## SHORT PROBLEM
Reproduce exactly, with no pictures, each line from the opening of the material down through the line containing "import React from".

## GIVEN DATA
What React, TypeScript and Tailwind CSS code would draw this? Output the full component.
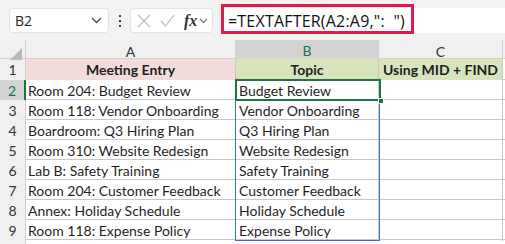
import React from "react";

const rows = [
  ["Room 204: Budget Review", "Budget Review"],
  ["Room 118: Vendor Onboarding", "Vendor Onboarding"],
  ["Boardroom: Q3 Hiring Plan", "Q3 Hiring Plan"],
  ["Room 310: Website Redesign", "Website Redesign"],
  ["Lab B: Safety Training", "Safety Training"],
  ["Room 204: Customer Feedback", "Customer Feedback"],
  ["Annex: Holiday Schedule", "Holiday Schedule"],
  ["Room 118: Expense Policy", "Expense Policy"],
];

const cols = "grid grid-cols-[26px_210px_143px_124px_1fr]";

export default function App() {
  return (
    <div className="w-[505px] h-[244px] overflow-hidden bg-white text-[#1f1f1f] font-['Lato',sans-serif]">
      {/* FORMULA BAR */}
      <div className="h-[40px] bg-[#f3f3f3] flex items-start pt-[8px] pl-[9px] gap-[8px]">
        <div className="w-[100px] h-[25px] bg-white rounded-[4px] border border-[#e3e3e3] flex items-center justify-between pl-[5px] pr-[6px] font-['Open_Sans',sans-serif] text-[14px] text-[#222]">
          <span>B2</span>
          <svg width="11" height="7" viewBox="0 0 11 7" fill="none">
            <path d="M1 1l4.5 4.5L10 1" stroke="#444" strokeWidth="1.3" />
          </svg>
        </div>
        <div className="w-[5px] h-[25px] flex flex-col items-center justify-center gap-[3px]">
          <span className="w-[2px] h-[2px] bg-[#444]" />
          <span className="w-[2px] h-[2px] bg-[#444]" />
          <span className="w-[2px] h-[2px] bg-[#444]" />
        </div>
        <div className="w-[83px] h-[25px] bg-white rounded-[4px] border border-[#e3e3e3] flex items-center pl-[6px] gap-[9px]">
          <svg width="14" height="14" viewBox="0 0 14 14" fill="none">
            <path d="M1 1l12 12M13 1L1 13" stroke="#bdbdbd" strokeWidth="1.2" />
          </svg>
          <svg width="15" height="13" viewBox="0 0 15 13" fill="none">
            <path d="M1 7l4.5 5L14 1" stroke="#bdbdbd" strokeWidth="1.2" />
          </svg>
          <div className="flex items-center gap-[2px]">
            <span className="font-['Liberation_Serif',serif] italic text-[16px] leading-none text-[#333] font-bold">
              fx
            </span>
            <svg width="9" height="6" viewBox="0 0 9 6" fill="none">
              <path d="M1 1l3.5 3.5L8 1" stroke="#777" strokeWidth="1.1" />
            </svg>
          </div>
        </div>
        <div className="flex-1 h-[25px] bg-white relative">
          <div className="absolute left-0 top-[-4px] w-[193px] h-[30px] border-[3px] border-[#e5194c]" />
          <div className="pl-[7px] h-full flex items-center font-['Open_Sans',sans-serif] text-[16px] text-[#111] tracking-[0.2px]">
            =TEXTAFTER(A2:A9,":&nbsp;&nbsp;")
          </div>
        </div>
      </div>

      {/* GRID */}
      <div className="relative text-[14px]">
        {/* column headers */}
        <div className={`${cols} h-[19px] bg-[#f0f0f0] text-[#333] text-[14px] border-b border-[#d0d0d0]`}>
          <div className="relative border-r border-[#d0d0d0]">
            <div className="absolute right-[3px] bottom-[3px] w-0 h-0 border-l-[12px] border-l-transparent border-b-[12px] border-b-[#b8b8b8]" />
          </div>
          <div className="flex items-center justify-center border-r border-[#d0d0d0]">A</div>
          <div className="flex items-center justify-center border-r border-[#d0d0d0] bg-[#d3d3d3] text-[#217346] border-b-2 border-b-[#217346]">
            B
          </div>
          <div className="flex items-center justify-center border-r border-[#d0d0d0]">C</div>
          <div />
        </div>

        {/* row 1 */}
        <div className={`${cols} h-[21px] border-b border-[#c8c8c8]`}>
          <div className="bg-[#f0f0f0] border-r border-[#d0d0d0] flex items-center justify-center text-[#333]">1</div>
          <div className="bg-[#f2dcdb] border-r border-[#c8c8c8] flex items-center justify-center font-bold">
            Meeting Entry
          </div>
          <div className="bg-[#d8e4bc] border-r border-[#c8c8c8] flex items-center justify-center font-bold">
            Topic
          </div>
          <div className="bg-[#d8e4bc] border-r border-[#c8c8c8] flex items-center justify-center font-bold">
            Using MID + FIND
          </div>
          <div />
        </div>

        {rows.map(([entry, topic], i) => (
          <div key={i} className={`${cols} h-[20px] border-b border-[#c8c8c8]`}>
            <div
              className={
                i === 0
                  ? "bg-[#d3d3d3] border-r-2 border-[#217346] flex items-center justify-center text-[#217346]"
                  : "bg-[#f0f0f0] border-r border-[#d0d0d0] flex items-center justify-center text-[#333]"
              }
            >
              {i + 2}
            </div>
            <div className="border-r border-[#c8c8c8] flex items-center pl-[2px] whitespace-nowrap">{entry}</div>
            <div className="border-r border-[#c8c8c8] flex items-center pl-[3px] whitespace-nowrap">{topic}</div>
            <div className="border-r border-[#c8c8c8]" />
            <div />
          </div>
        ))}
        <div className={`${cols} h-[10px]`}>
          <div className="bg-[#f0f0f0] border-r border-[#d0d0d0]" />
        </div>

        {/* spill range border B2:B9 */}
        <div className="absolute left-[235px] top-[40px] w-[145px] h-[161px] border border-[#2f6fd6] pointer-events-none" />
        {/* active cell B2 */}
        <div className="absolute left-[235px] top-[39px] w-[146px] h-[22px] border-2 border-[#217346] pointer-events-none" />
        <div className="absolute left-[378px] top-[58px] w-[6px] h-[6px] bg-[#217346] border border-white pointer-events-none" />
      </div>
    </div>
  );
}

## RESPONSE TO THE EXERCISE
What React, TypeScript and Tailwind CSS code would draw this? Output the full component.
import React from "react";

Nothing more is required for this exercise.